The first step you should take after it rains or there’s a heavy storm is to check your pool’s water level. The chances are that your pool’s water level is far above where it used to be or near the middle of your skimmer opening. The filtration and water chemistry can be negatively impacted when a pool’s water levels are too high.

You’ll need to gradually drain your pool using a pool pump if the water is past the middle of the skimmer. Each pump is a bit different, but here are some general steps you can follow:

  • Turn your pump to the “Waste” or “Backwash” setting
  • Connect the backwash hose to your pump
  • Power on the pool pump
  • Monitor the water level as the pump drains the water
  • Power down your pool pump once the water reaches mid-skimmer level

Turn on the Filter System

Now that the water levels are back to normal, you’ll need to circulate the pool water using the pump. Before you begin, empty out your pool pump and skimmer baskets. Turn your pump to the “Filter” setting.

You can turn on the pump and leave it running as you follow the next steps. The main drain will contribute to some of the cleaning while you handle other problems. You can also turn on the pool heater to warm the water. This is also a good time to get your water testing kit and chemicals ready.

Skim the Surface

Now you can start to skim out any twigs, leaves, or other debris from the water’s surface. If you wait too long, debris can sink to the bottom of the pool floor, causing hassles in the process. If you don’t vacuum, the debris will stay there, causing an unsightly appearance.

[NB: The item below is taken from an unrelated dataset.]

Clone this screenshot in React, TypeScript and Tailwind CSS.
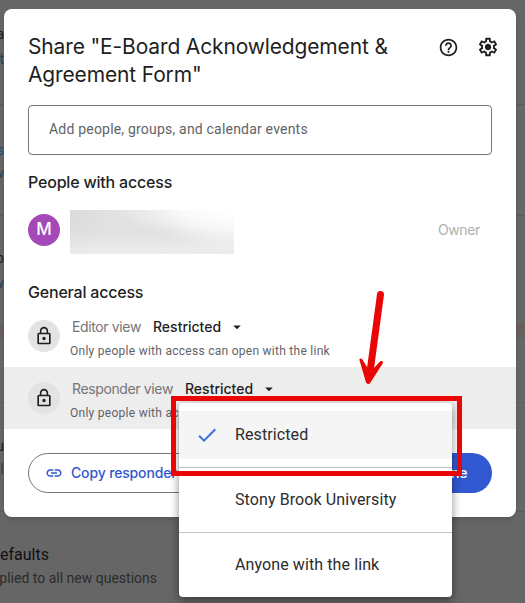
import { MdCheck, MdHelpOutline, MdLink, MdLockOutline, MdArrowDropDown } from "react-icons/md";

type AccessRowProps = {
  label: string;
  highlighted?: boolean;
};

const menuItems = ["Restricted", "Stony Brook University", "Anyone with the link"];

const backdropLines = [
  { top: 104, height: 1, color: "#5b5b5b" },
  { top: 215, height: 1, color: "#5b5b5b" },
  { top: 324, height: 14, color: "#685f5f" },
  { top: 402, height: 1, color: "#5b5b5b" },
  { top: 511, height: 1, color: "#5b5b5b" },
];

// ends of the form's text that show left of the dialog
const backdropText = [
  { top: 24, text: "a", color: "#1c1c1c" },
  { top: 49, text: "t", color: "#1f4a52" },
  { top: 140, text: "s", color: "#27506e" },
  { top: 163, text: "w", color: "#2f4052" },
  { top: 248, text: "o", color: "#1c1c1c" },
  { top: 273, text: "w", color: "#2f4052" },
  { top: 436, text: "u", color: "#1c1c1c" },
  { top: 459, text: "l", color: "#4a3a30" },
];

function GearIcon() {
  return (
    <svg className="size-[22px]" viewBox="0 -960 960 960" fill="currentColor">
      <path d="m370-80-16-128q-13-5-24.500-12T307-235l-119 50L78-375l103-78q-1-7-1-13.500v-27q0-6.500 1-13.500L78-585l110-190 119 50q11-8 23-15t24-12l16-128h220l16 128q13 5 24.500 12t22.500 15l119-50 110 190-103 78q1 7 1 13.500v27q0 6.500-2 13.500l103 78-110 190-118-50q-11 8-23 15t-24 12L590-80H370Zm70-80h79l14-106q31-8 57.500-23.500T639-327l99 41 39-68-86-65q5-14 7-29.500t2-31.500q0-16-2-31.500t-7-29.500l86-65-39-68-99 42q-22-23-48.500-38.500T533-694l-13-106h-79l-14 106q-31 8-57.500 23.500T321-633l-99-41-39 68 86 64q-5 15-7 30t-2 32q0 16 2 31t7 30l-86 65 39 68 99-42q22 23 48.500 38.500T427-266l13 106Zm42-180q58 0 99-41t41-99q0-58-41-99t-99-41q-59 0-99.500 41T342-480q0 58 40.500 99t99.500 41Z" />
    </svg>
  );
}

function AccessRow({ label, highlighted }: AccessRowProps) {
  return (
    <div className={`flex h-[62px] pl-6 ${highlighted ? "bg-[#ededed]" : ""}`}>
      <div className="mt-[15px] flex size-8 items-center justify-center rounded-full bg-[#e3e3e3]">
        <MdLockOutline className="size-5" />
      </div>
      <div className="ml-2.5 pt-3">
        <div className="flex h-5 items-center pl-0.5 font-['Inter'] text-sm whitespace-nowrap">
          <span className="tracking-[-0.37px] text-[#757575]">{label}</span>
          <span className="ml-3 font-medium text-[#1f1f1f]">Restricted</span>
          <MdArrowDropDown className="ml-[7px] size-[18px] text-[#1f1f1f]" />
        </div>
        <p className="mt-1 text-xs leading-5 tracking-[0.27px] whitespace-nowrap text-[#5f6368]">Only people with access can open with the link</p>
      </div>
    </div>
  );
}

function Backdrop() {
  return (
    <div className="absolute inset-0 bg-[#666666]">
      {backdropLines.map((line) => (
        <div key={line.top} className="absolute w-full" style={{ top: line.top, height: line.height, backgroundColor: line.color }} />
      ))}
      {backdropText.map((item) => (
        <span key={item.top} className="absolute right-[521px] text-sm leading-5" style={{ top: item.top, color: item.color }}>
          {item.text}
        </span>
      ))}
      <p className="absolute top-[543px] left-0 text-base whitespace-nowrap text-[#111]">efaults</p>
      <p className="absolute top-[568px] right-[368px] text-sm whitespace-nowrap text-[#2b2b2b]">plied to all new questions</p>
    </div>
  );
}

function Menu() {
  return (
    <div className="absolute top-[403px] left-[179px] w-[273px] rounded bg-white py-2 shadow-[0_3px_10px_rgba(0,0,0,0.45)]">
      {menuItems.map((item, i) => (
        <div key={item}>
          {i > 0 && <div className="my-2 h-px bg-[#c4c4c4]" />}
          <div className={`flex h-12 items-center pl-4 text-base tracking-[0.1px] text-[#2c2c2c] ${i === 0 ? "bg-[#f5f5f5]" : ""}`}>
            <span className="w-10">{i === 0 && <MdCheck className="size-6 text-[#3b72e0]" />}</span>
            {item}
          </div>
        </div>
      ))}
    </div>
  );
}

function Annotation() {
  return (
    <>
      <div className="absolute top-[396px] left-[171px] h-[80px] w-[291px] border-5 border-[#eb0606]" />
      <svg className="absolute top-[285px] left-[350px]" width="50" height="105" viewBox="350 285 50 105">
        <path d="M380.500 294.500L370 372" stroke="#eb0606" strokeWidth="7" strokeLinecap="round" />
        <path d="M359.300 359.500q1-2 3.200 0l6 10h4l8-8.500q3-.5 2.500 2L370.500 382.500q-2 3-4.500 0z" fill="#eb0606" />
      </svg>
    </>
  );
}

export default function App() {
  return (
    <div className="relative h-[603px] w-[525px] overflow-hidden font-['Roboto',sans-serif]">
      <Backdrop />
      <main className="relative mt-[9px] ml-1 h-[508px] w-[512px] rounded-lg bg-white text-[#1f1f1f] shadow-md">
        <header className="flex items-start justify-between px-6 pt-6">
          <h1 className="w-[380px] font-['Inter'] text-[21px] leading-7 tracking-[-0.15px]">
            Share "E-Board Acknowledgement &amp;
            <br />
            Agreement Form"
          </h1>
          <div className="mt-[3px] -mr-[7px] flex items-center gap-[18.5px]">
            <MdHelpOutline className="size-[21px]" />
            <GearIcon />
          </div>
        </header>
        <div className="mx-6 mt-4 flex h-[50px] items-center rounded border border-[#747775] px-5 pb-0.5 text-sm tracking-[0.2px] text-[#5f6368]">
          Add people, groups, and calendar events
        </div>
        <h2 className="mt-[15px] pl-6 font-['Inter'] text-base font-medium tracking-[-0.2px]">People with access</h2>
        <div className="mt-4 flex h-11 items-center pr-9 pl-6">
          <div className="mb-1 flex size-8 items-center justify-center rounded-full bg-[#a548b8] font-['Inter'] text-[17px] font-medium text-white">M</div>
          <div className="ml-2.5 h-11 w-[164px] bg-[radial-gradient(ellipse_at_100%_0%,#ffffff_0%,#fafafa_22%,#fafafa00_50%),linear-gradient(to_bottom,#ececec00_45%,#ececec_100%),linear-gradient(to_right,#dcdcdc,#e2e2e2_30%,#dfdfdf_60%,#f0f0f0)]" />
          <span className="mb-1 ml-auto font-['Inter'] text-sm tracking-[-0.35px] text-[#b0b0b0]">Owner</span>
        </div>
        <h2 className="mt-[26px] mb-[1px] pl-6 font-['Inter'] text-base font-medium tracking-[-0.2px]">General access</h2>
        <AccessRow label="Editor view" />
        <AccessRow label="Responder view" highlighted />
        <footer className="mt-6 flex justify-between px-6 font-['Inter'] text-sm font-medium">
          <div className="flex h-10 w-[200px] items-center gap-2 rounded-full border border-[#747775] pl-4 tracking-[-0.15px] whitespace-nowrap text-[#3158d1]">
            <MdLink className="size-[18px]" />
            Copy responder link
          </div>
          <div className="flex h-10 w-[84px] items-center justify-center rounded-full bg-[#3158d1] text-white">Done</div>
        </footer>
      </main>
      <Menu />
      <Annotation />
    </div>
  );
}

You can use a simple pool skimmer (on Amazon) for fishing out any bugs, twigs, or debris. You can also utilize automatic skimmers (on Amazon) to speed up the process, but it’ll cost you.

Brush and Vacuum

Now that you’ve fished out all the debris, it’s time to clean the pool floor, walls, and stairs. These parts might look clean, but they might have picked up contaminants or pollutants from the storm. If you skip brushing and vacuuming, you might have a green or cloudy white pool in the future.

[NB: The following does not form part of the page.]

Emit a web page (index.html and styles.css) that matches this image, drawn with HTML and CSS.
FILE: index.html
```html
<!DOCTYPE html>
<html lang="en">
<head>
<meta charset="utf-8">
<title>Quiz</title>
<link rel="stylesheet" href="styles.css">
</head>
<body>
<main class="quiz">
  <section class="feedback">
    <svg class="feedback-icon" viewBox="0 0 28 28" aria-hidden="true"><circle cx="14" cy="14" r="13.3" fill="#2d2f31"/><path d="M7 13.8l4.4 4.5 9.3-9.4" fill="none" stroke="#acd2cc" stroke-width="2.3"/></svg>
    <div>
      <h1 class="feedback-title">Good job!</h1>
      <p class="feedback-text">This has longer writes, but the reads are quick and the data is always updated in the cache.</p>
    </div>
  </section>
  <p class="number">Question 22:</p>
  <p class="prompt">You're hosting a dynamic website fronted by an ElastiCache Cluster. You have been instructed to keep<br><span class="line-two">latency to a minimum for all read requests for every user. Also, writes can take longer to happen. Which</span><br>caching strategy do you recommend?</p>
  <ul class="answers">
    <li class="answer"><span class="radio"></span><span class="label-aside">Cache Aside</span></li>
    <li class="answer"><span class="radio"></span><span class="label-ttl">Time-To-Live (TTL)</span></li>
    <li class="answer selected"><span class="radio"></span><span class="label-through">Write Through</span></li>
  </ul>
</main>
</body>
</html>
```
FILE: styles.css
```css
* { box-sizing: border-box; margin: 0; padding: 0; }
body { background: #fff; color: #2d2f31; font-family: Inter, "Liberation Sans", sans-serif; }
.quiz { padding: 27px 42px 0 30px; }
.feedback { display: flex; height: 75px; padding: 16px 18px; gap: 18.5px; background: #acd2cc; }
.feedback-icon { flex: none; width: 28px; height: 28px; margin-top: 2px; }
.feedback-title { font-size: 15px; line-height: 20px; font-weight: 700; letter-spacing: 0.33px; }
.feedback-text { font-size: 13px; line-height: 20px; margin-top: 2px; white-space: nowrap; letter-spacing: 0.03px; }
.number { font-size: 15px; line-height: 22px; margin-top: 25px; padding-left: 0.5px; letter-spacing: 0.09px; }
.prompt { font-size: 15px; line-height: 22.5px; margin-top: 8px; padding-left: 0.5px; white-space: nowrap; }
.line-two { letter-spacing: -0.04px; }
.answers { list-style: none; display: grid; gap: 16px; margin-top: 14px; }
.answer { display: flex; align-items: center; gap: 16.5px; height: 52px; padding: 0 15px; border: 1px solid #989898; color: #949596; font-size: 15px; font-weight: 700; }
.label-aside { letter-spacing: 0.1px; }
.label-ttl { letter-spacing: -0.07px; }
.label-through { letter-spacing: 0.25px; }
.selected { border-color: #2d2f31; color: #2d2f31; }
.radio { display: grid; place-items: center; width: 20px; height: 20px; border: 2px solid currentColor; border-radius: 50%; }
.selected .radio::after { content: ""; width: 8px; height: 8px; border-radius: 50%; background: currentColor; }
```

After you’ve finished scrubbing the interior of your pool, connect your vacuum to the skimmer and start cleaning the pool floor. Be sure to vacuum across the full length of the pool. If you have an automatic pool cleaner, you can simply place it in the water and let it work.

If you’re missing a pool vacuum, you can use your brush instead. Push any debris on the pool floor towards the main drain using the brush. The main drain will suck up the debris and send them through the filter.

Test the Water

Now that everything’s all clean, you’ll need to test the pool water. Testing the water and adjusting it accordingly is the most important step. Keeping your water clean is the best way to prevent green water, cloudy surfaces, or other contaminants.

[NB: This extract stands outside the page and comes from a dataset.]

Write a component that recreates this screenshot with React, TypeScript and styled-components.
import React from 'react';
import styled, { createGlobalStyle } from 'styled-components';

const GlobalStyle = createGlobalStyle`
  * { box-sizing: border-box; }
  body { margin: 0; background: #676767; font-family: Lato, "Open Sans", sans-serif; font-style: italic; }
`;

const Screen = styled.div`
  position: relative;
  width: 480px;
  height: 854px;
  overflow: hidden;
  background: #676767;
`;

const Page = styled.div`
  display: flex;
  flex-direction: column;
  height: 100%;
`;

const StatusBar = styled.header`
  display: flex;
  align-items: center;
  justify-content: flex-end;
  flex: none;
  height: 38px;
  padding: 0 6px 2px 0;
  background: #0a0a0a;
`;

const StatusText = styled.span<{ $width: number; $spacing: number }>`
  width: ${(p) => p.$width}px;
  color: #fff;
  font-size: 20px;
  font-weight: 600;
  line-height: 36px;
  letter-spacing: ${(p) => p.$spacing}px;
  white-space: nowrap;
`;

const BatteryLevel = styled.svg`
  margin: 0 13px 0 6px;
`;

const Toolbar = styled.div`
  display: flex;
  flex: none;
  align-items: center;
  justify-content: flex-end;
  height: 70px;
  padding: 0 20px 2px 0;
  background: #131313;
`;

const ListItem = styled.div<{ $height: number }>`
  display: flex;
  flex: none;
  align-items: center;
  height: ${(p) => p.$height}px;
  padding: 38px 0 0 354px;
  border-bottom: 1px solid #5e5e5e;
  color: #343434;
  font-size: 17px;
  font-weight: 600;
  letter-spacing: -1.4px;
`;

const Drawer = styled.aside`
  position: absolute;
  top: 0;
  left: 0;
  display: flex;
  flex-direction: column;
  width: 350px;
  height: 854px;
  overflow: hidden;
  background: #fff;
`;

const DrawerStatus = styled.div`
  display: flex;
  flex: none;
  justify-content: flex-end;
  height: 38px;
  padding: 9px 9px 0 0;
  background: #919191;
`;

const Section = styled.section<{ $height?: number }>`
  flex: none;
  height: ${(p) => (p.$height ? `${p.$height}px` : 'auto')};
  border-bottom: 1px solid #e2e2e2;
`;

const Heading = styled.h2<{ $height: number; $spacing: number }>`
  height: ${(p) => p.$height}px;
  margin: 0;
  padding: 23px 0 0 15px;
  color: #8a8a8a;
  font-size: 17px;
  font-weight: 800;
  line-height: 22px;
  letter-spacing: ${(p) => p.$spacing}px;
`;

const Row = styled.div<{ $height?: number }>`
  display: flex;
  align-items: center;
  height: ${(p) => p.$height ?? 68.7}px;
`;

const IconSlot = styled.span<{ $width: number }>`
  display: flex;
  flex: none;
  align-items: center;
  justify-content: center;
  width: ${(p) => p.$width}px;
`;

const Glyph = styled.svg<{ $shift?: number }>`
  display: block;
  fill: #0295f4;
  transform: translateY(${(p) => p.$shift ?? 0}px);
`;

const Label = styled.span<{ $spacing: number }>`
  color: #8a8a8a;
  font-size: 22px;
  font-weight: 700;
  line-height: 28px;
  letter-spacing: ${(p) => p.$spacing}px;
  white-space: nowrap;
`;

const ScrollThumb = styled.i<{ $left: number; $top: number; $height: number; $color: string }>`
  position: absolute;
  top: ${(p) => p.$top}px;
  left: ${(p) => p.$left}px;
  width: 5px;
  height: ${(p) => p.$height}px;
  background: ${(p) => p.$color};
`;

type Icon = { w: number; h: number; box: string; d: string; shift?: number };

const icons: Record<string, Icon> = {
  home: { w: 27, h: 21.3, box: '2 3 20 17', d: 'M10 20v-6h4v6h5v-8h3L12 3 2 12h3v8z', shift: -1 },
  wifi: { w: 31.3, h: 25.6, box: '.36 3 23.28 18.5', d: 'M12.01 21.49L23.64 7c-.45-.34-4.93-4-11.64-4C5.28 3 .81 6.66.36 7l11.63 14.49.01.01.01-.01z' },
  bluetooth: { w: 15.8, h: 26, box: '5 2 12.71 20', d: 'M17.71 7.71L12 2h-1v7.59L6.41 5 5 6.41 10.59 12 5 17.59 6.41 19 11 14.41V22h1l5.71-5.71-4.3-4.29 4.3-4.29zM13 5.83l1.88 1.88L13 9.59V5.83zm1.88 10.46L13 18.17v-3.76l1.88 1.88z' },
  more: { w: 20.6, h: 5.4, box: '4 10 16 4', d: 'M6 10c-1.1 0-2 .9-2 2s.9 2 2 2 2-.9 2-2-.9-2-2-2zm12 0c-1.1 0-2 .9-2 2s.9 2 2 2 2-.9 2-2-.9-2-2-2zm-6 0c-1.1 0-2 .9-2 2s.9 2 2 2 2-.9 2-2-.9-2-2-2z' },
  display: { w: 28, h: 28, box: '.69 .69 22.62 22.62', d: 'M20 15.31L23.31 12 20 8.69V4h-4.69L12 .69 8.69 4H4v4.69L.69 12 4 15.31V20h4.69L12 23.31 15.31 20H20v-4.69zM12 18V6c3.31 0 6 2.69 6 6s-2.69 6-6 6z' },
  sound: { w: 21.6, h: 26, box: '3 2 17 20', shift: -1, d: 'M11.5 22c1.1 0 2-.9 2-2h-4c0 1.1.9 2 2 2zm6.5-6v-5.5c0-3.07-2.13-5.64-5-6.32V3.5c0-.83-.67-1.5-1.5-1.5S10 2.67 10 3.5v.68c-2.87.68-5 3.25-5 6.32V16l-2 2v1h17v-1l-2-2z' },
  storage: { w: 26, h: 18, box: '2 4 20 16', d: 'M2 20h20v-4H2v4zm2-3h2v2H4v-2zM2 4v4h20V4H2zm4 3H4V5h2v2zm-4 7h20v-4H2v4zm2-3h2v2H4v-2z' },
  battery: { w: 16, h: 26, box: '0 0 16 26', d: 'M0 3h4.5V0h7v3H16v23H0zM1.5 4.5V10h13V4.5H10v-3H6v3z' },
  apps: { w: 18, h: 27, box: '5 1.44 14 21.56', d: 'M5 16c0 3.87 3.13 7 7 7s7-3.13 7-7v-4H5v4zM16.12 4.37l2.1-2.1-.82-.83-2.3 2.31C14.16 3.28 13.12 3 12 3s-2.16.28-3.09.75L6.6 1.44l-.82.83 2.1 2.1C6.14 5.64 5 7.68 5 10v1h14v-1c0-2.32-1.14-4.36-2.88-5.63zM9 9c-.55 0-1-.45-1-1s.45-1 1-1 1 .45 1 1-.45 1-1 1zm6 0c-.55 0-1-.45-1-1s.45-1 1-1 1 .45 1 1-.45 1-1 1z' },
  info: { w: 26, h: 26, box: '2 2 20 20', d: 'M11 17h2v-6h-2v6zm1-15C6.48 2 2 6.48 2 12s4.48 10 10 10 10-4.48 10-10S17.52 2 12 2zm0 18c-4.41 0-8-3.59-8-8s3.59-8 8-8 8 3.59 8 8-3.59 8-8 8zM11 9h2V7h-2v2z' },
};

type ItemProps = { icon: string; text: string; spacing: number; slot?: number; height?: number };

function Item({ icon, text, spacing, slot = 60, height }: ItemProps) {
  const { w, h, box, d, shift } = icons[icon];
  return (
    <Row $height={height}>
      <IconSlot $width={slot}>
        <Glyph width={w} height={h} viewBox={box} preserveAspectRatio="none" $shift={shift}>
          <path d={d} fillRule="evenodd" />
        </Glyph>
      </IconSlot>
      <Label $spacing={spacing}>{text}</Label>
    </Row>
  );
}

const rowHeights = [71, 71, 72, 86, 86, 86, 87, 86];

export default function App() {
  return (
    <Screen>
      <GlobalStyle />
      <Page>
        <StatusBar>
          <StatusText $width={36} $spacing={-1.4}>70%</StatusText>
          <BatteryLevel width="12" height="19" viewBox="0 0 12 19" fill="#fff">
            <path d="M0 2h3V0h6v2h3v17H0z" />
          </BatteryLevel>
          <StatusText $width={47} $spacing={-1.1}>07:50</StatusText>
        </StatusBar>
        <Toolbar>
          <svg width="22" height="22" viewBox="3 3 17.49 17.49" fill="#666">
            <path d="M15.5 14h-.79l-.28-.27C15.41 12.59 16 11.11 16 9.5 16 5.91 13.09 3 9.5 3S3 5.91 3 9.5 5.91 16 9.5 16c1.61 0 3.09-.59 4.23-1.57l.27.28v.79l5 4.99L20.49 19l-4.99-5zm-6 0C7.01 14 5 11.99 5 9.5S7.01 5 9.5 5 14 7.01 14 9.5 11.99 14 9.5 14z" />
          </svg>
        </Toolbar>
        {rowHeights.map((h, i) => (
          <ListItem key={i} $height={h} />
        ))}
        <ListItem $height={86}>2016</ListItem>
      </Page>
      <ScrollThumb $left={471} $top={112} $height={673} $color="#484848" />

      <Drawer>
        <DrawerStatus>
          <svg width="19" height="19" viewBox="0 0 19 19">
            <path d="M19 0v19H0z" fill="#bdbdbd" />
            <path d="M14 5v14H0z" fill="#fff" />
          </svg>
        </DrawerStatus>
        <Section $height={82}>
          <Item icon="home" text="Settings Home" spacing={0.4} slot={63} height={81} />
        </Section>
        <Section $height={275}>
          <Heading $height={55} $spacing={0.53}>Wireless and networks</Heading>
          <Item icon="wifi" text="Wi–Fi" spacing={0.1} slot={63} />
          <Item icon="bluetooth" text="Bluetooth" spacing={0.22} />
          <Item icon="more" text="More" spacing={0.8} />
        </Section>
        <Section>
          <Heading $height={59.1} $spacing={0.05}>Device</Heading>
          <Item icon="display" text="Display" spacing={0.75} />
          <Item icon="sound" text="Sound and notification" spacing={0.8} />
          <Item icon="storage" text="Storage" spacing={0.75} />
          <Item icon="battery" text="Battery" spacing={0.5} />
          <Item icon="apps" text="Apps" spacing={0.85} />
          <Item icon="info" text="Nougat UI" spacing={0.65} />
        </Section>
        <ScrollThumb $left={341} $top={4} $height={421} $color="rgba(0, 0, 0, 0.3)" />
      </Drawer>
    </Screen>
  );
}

  • Inspect the pH levels of your pool. Proper pH ranges fall between 7.4 to 7.6.
  • Check the total alkalinity (TA) levels. Good TA ranges anywhere from 80-120 ppm.
  • Check the calcium hardness (CH). CH levels should range from 100-300 ppm, with lower numbers being better.
  • Inspect the sanitizer or chlorine levels for a minimum of 3 ppm. Levels that are 1-2 ppm higher are generally okay.

Adjust the Chemicals

Now you have a clear idea of which chemicals need adjustments after testing the water. Generally speaking, starting with total alkalinity will help stabilize the pH levels. Afterward, you’ll want to check the pH, calcium hardness, and chlorine/sanitizer.

Adjusting total alkalinity: To increase TA levels, you can use baking soda. To decrease TA levels, use dry acid or muriatic acid (on Amazon).

Adjusting pH levels: You can use soda ash or sodium carbonate to increase a pool’s pH level. To decrease a pool’s pH level, use sodium bisulfate or muriatic acid.

Adjusting calcium hardness: Add calcium chloride (on Amazon) to increase CH levels. Dilute your water to decrease calcium hardness.

How Long Do You Have to Wait to Swim in a Pool After You Shock It?

Upscale Swimming Pool in Backyard

After a shock treatment, you’ll want to wait until your pool’s chlorine levels are between 1-3 ppm, or 24 hours, before swimming in it again. Be sure to test the water beforehand to ensure you aren’t putting yourself in danger.

Is It Safe to Swim in a Pool After Rain?

Generally speaking, how safe it is to swim in a pool after rain depends on the water chemistry. You’re probably fine to take a dip after skimming the surface if there was only a light drizzle the night before. Moderate to heavy storms require more caution.

Rain can impact the pH levels of a pool, causing the water to become more acidic or more alkaline. Pool water with low pH levels may sting a swimmer’s eyes or nasal passage and cause dry, irritated, and itchy skin. High pH levels can cause irritated eyes, redness, rashes, and dry skin.

After it rains, be sure to test your pool’s water and chemical makeup. Adjust the pH, total alkaline, calcium hardness, and/or chlorine levels before swimming if anything seems off. It’s better to be safe than sorry.